Stated task: Reproduce the listing below exactly, minus its pictures.

— Start Available records —

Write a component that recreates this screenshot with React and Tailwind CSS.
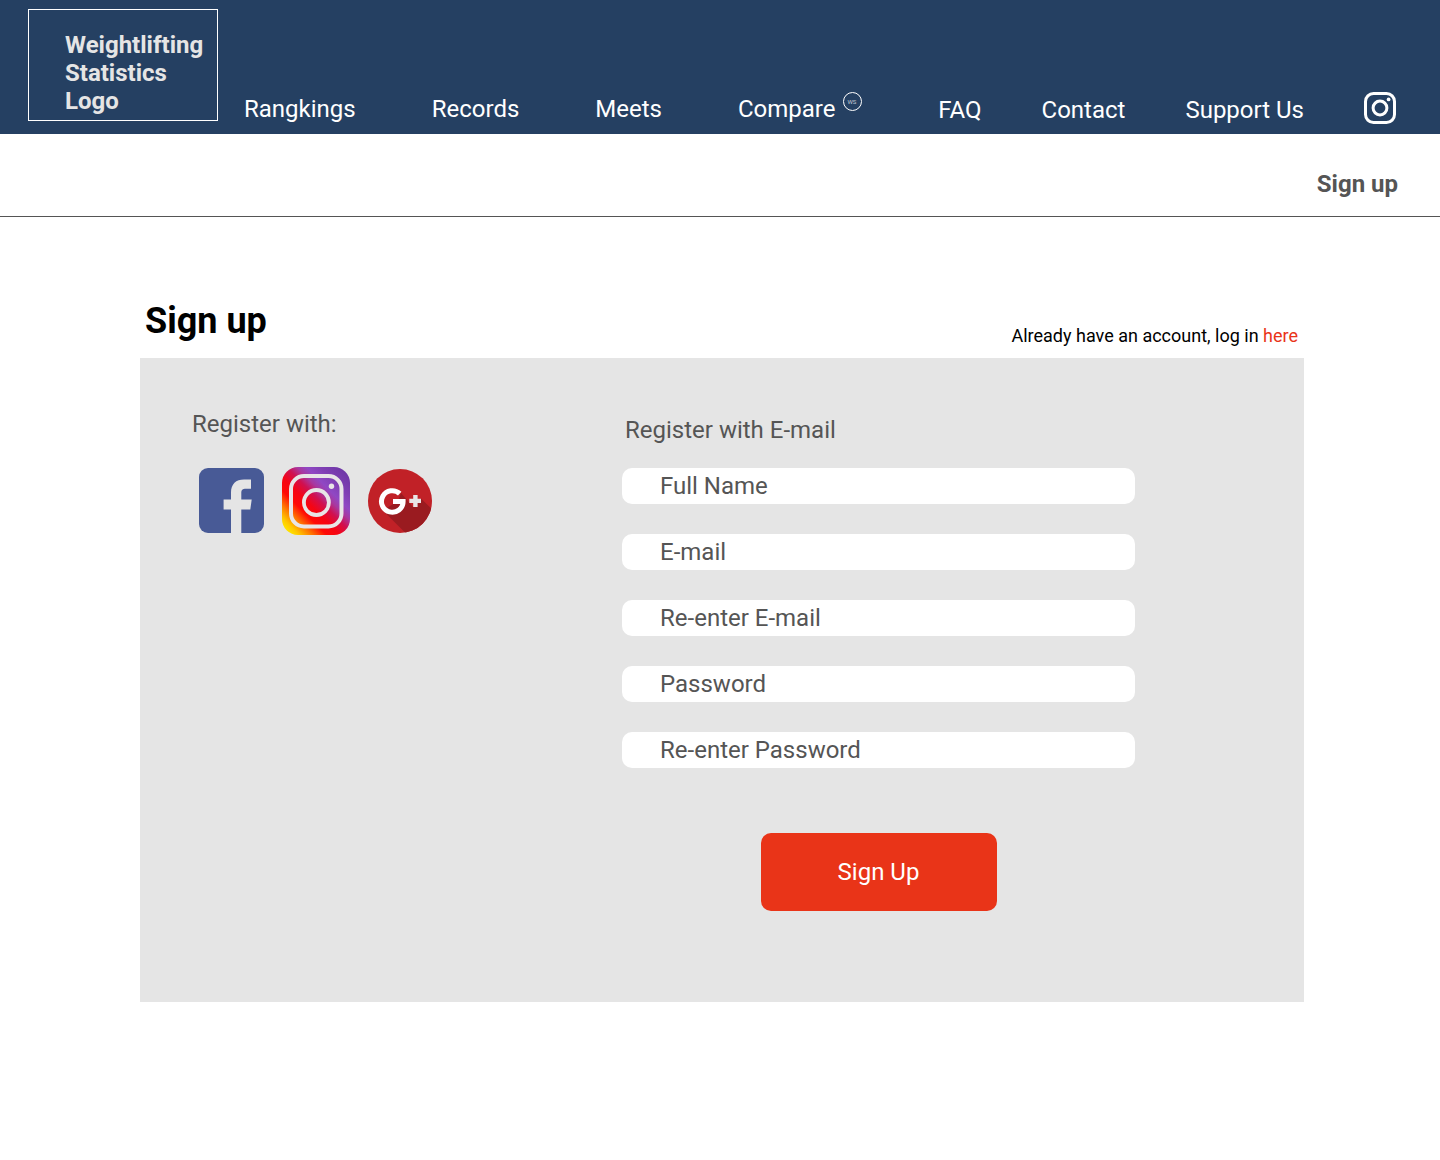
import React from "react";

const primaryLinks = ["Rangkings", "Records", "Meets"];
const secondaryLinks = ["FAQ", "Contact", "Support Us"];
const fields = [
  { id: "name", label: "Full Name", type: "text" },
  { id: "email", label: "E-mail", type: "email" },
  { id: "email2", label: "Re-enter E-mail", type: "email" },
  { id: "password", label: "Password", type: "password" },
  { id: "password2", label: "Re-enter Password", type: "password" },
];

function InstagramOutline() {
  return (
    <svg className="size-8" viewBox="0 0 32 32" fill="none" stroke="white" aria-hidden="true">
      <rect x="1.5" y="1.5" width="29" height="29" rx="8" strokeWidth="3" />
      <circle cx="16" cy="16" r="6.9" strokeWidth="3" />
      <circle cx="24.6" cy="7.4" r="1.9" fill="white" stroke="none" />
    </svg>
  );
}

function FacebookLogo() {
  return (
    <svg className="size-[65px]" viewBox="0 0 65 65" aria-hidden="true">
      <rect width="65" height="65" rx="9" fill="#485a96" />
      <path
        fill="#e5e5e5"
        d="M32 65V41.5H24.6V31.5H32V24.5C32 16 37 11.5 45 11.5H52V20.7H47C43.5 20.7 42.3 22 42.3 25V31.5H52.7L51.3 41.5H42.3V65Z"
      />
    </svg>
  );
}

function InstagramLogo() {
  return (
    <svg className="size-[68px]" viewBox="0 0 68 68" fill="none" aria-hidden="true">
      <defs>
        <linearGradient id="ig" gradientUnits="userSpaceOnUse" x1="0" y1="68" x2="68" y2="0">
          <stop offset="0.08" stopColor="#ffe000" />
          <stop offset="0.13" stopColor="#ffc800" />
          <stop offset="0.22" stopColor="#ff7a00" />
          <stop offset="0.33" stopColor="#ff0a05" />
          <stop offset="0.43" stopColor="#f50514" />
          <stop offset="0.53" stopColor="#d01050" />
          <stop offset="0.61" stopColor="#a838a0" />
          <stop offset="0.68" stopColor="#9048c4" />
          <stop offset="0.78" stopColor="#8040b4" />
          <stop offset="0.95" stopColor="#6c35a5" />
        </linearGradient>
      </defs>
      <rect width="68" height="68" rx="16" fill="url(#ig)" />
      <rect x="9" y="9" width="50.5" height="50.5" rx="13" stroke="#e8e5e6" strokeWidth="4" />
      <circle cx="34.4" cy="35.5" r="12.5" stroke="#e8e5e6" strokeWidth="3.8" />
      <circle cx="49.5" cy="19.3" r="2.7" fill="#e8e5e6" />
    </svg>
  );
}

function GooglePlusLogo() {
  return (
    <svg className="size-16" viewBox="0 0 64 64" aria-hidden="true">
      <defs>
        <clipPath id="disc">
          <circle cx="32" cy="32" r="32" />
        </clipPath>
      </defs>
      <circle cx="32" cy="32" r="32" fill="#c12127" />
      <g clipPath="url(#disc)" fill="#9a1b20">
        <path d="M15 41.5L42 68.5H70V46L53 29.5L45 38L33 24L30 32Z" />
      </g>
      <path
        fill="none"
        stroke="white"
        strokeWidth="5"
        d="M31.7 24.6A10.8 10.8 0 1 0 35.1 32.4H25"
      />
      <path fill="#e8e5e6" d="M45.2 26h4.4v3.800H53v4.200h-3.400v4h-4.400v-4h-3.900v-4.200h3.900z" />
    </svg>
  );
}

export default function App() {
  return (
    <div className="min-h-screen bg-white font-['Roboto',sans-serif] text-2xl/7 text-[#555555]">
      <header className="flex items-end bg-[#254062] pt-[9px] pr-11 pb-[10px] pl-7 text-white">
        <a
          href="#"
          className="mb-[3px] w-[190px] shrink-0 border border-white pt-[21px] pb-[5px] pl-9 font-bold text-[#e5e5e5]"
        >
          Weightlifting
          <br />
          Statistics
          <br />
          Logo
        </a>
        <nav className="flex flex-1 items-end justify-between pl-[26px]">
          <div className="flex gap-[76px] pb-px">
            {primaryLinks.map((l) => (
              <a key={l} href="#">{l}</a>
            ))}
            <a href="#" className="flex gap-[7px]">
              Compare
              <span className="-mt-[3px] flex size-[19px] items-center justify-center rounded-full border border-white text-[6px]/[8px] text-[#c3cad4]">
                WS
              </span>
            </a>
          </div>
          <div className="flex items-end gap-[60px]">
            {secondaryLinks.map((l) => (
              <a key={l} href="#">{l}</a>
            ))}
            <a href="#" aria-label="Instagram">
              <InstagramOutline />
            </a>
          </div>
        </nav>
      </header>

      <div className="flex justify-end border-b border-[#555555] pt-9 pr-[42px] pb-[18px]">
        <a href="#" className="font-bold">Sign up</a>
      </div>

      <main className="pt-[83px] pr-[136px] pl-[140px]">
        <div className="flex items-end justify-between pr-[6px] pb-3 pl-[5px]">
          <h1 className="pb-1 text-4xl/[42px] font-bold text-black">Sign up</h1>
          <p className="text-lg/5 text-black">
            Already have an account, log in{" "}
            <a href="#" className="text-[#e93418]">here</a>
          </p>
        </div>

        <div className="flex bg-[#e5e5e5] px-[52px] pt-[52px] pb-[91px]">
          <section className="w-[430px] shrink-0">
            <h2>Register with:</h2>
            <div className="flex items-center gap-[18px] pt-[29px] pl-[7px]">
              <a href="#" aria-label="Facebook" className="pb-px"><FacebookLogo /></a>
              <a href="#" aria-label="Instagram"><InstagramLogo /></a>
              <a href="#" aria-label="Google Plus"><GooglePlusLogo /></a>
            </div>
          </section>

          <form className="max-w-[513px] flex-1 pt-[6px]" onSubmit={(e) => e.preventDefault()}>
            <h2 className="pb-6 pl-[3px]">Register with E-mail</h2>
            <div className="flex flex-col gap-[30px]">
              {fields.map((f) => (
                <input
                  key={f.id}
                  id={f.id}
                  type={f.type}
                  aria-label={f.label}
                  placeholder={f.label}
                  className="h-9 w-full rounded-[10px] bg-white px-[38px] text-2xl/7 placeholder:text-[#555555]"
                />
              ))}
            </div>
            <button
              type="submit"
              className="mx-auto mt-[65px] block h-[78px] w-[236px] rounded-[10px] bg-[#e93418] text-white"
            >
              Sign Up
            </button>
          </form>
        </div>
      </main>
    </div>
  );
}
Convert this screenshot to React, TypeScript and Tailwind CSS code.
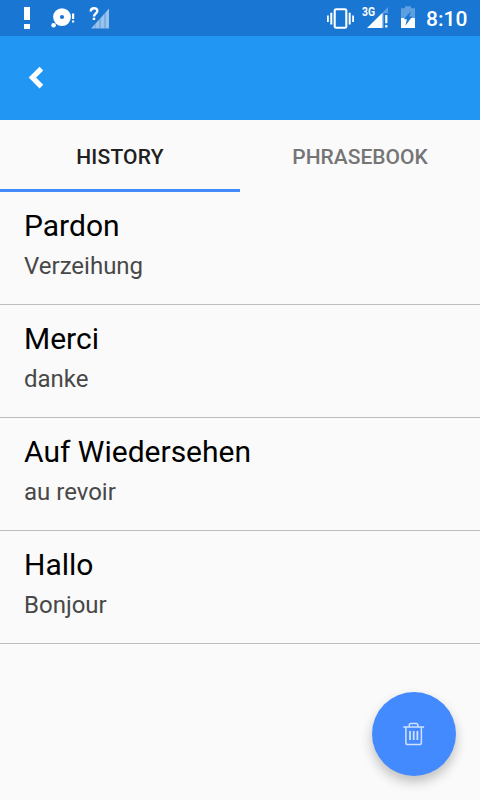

— End Available records —

Result for this task:
Write a component that recreates this screenshot with React and Tailwind CSS.
import React from "react";

const primaryLinks = ["Rangkings", "Records", "Meets"];
const secondaryLinks = ["FAQ", "Contact", "Support Us"];
const fields = [
  { id: "name", label: "Full Name", type: "text" },
  { id: "email", label: "E-mail", type: "email" },
  { id: "email2", label: "Re-enter E-mail", type: "email" },
  { id: "password", label: "Password", type: "password" },
  { id: "password2", label: "Re-enter Password", type: "password" },
];

function InstagramOutline() {
  return (
    <svg className="size-8" viewBox="0 0 32 32" fill="none" stroke="white" aria-hidden="true">
      <rect x="1.5" y="1.5" width="29" height="29" rx="8" strokeWidth="3" />
      <circle cx="16" cy="16" r="6.9" strokeWidth="3" />
      <circle cx="24.6" cy="7.4" r="1.9" fill="white" stroke="none" />
    </svg>
  );
}

function FacebookLogo() {
  return (
    <svg className="size-[65px]" viewBox="0 0 65 65" aria-hidden="true">
      <rect width="65" height="65" rx="9" fill="#485a96" />
      <path
        fill="#e5e5e5"
        d="M32 65V41.5H24.6V31.5H32V24.5C32 16 37 11.5 45 11.5H52V20.7H47C43.5 20.7 42.3 22 42.3 25V31.5H52.7L51.3 41.5H42.3V65Z"
      />
    </svg>
  );
}

function InstagramLogo() {
  return (
    <svg className="size-[68px]" viewBox="0 0 68 68" fill="none" aria-hidden="true">
      <defs>
        <linearGradient id="ig" gradientUnits="userSpaceOnUse" x1="0" y1="68" x2="68" y2="0">
          <stop offset="0.08" stopColor="#ffe000" />
          <stop offset="0.13" stopColor="#ffc800" />
          <stop offset="0.22" stopColor="#ff7a00" />
          <stop offset="0.33" stopColor="#ff0a05" />
          <stop offset="0.43" stopColor="#f50514" />
          <stop offset="0.53" stopColor="#d01050" />
          <stop offset="0.61" stopColor="#a838a0" />
          <stop offset="0.68" stopColor="#9048c4" />
          <stop offset="0.78" stopColor="#8040b4" />
          <stop offset="0.95" stopColor="#6c35a5" />
        </linearGradient>
      </defs>
      <rect width="68" height="68" rx="16" fill="url(#ig)" />
      <rect x="9" y="9" width="50.5" height="50.5" rx="13" stroke="#e8e5e6" strokeWidth="4" />
      <circle cx="34.4" cy="35.5" r="12.5" stroke="#e8e5e6" strokeWidth="3.8" />
      <circle cx="49.5" cy="19.3" r="2.7" fill="#e8e5e6" />
    </svg>
  );
}

function GooglePlusLogo() {
  return (
    <svg className="size-16" viewBox="0 0 64 64" aria-hidden="true">
      <defs>
        <clipPath id="disc">
          <circle cx="32" cy="32" r="32" />
        </clipPath>
      </defs>
      <circle cx="32" cy="32" r="32" fill="#c12127" />
      <g clipPath="url(#disc)" fill="#9a1b20">
        <path d="M15 41.5L42 68.5H70V46L53 29.5L45 38L33 24L30 32Z" />
      </g>
      <path
        fill="none"
        stroke="white"
        strokeWidth="5"
        d="M31.7 24.6A10.8 10.8 0 1 0 35.1 32.4H25"
      />
      <path fill="#e8e5e6" d="M45.2 26h4.4v3.800H53v4.200h-3.400v4h-4.400v-4h-3.900v-4.200h3.900z" />
    </svg>
  );
}

export default function App() {
  return (
    <div className="min-h-screen bg-white font-['Roboto',sans-serif] text-2xl/7 text-[#555555]">
      <header className="flex items-end bg-[#254062] pt-[9px] pr-11 pb-[10px] pl-7 text-white">
        <a
          href="#"
          className="mb-[3px] w-[190px] shrink-0 border border-white pt-[21px] pb-[5px] pl-9 font-bold text-[#e5e5e5]"
        >
          Weightlifting
          <br />
          Statistics
          <br />
          Logo
        </a>
        <nav className="flex flex-1 items-end justify-between pl-[26px]">
          <div className="flex gap-[76px] pb-px">
            {primaryLinks.map((l) => (
              <a key={l} href="#">{l}</a>
            ))}
            <a href="#" className="flex gap-[7px]">
              Compare
              <span className="-mt-[3px] flex size-[19px] items-center justify-center rounded-full border border-white text-[6px]/[8px] text-[#c3cad4]">
                WS
              </span>
            </a>
          </div>
          <div className="flex items-end gap-[60px]">
            {secondaryLinks.map((l) => (
              <a key={l} href="#">{l}</a>
            ))}
            <a href="#" aria-label="Instagram">
              <InstagramOutline />
            </a>
          </div>
        </nav>
      </header>

      <div className="flex justify-end border-b border-[#555555] pt-9 pr-[42px] pb-[18px]">
        <a href="#" className="font-bold">Sign up</a>
      </div>

      <main className="pt-[83px] pr-[136px] pl-[140px]">
        <div className="flex items-end justify-between pr-[6px] pb-3 pl-[5px]">
          <h1 className="pb-1 text-4xl/[42px] font-bold text-black">Sign up</h1>
          <p className="text-lg/5 text-black">
            Already have an account, log in{" "}
            <a href="#" className="text-[#e93418]">here</a>
          </p>
        </div>

        <div className="flex bg-[#e5e5e5] px-[52px] pt-[52px] pb-[91px]">
          <section className="w-[430px] shrink-0">
            <h2>Register with:</h2>
            <div className="flex items-center gap-[18px] pt-[29px] pl-[7px]">
              <a href="#" aria-label="Facebook" className="pb-px"><FacebookLogo /></a>
              <a href="#" aria-label="Instagram"><InstagramLogo /></a>
              <a href="#" aria-label="Google Plus"><GooglePlusLogo /></a>
            </div>
          </section>

          <form className="max-w-[513px] flex-1 pt-[6px]" onSubmit={(e) => e.preventDefault()}>
            <h2 className="pb-6 pl-[3px]">Register with E-mail</h2>
            <div className="flex flex-col gap-[30px]">
              {fields.map((f) => (
                <input
                  key={f.id}
                  id={f.id}
                  type={f.type}
                  aria-label={f.label}
                  placeholder={f.label}
                  className="h-9 w-full rounded-[10px] bg-white px-[38px] text-2xl/7 placeholder:text-[#555555]"
                />
              ))}
            </div>
            <button
              type="submit"
              className="mx-auto mt-[65px] block h-[78px] w-[236px] rounded-[10px] bg-[#e93418] text-white"
            >
              Sign Up
            </button>
          </form>
        </div>
      </main>
    </div>
  );
}
Convert this screenshot to React, TypeScript and Tailwind CSS code.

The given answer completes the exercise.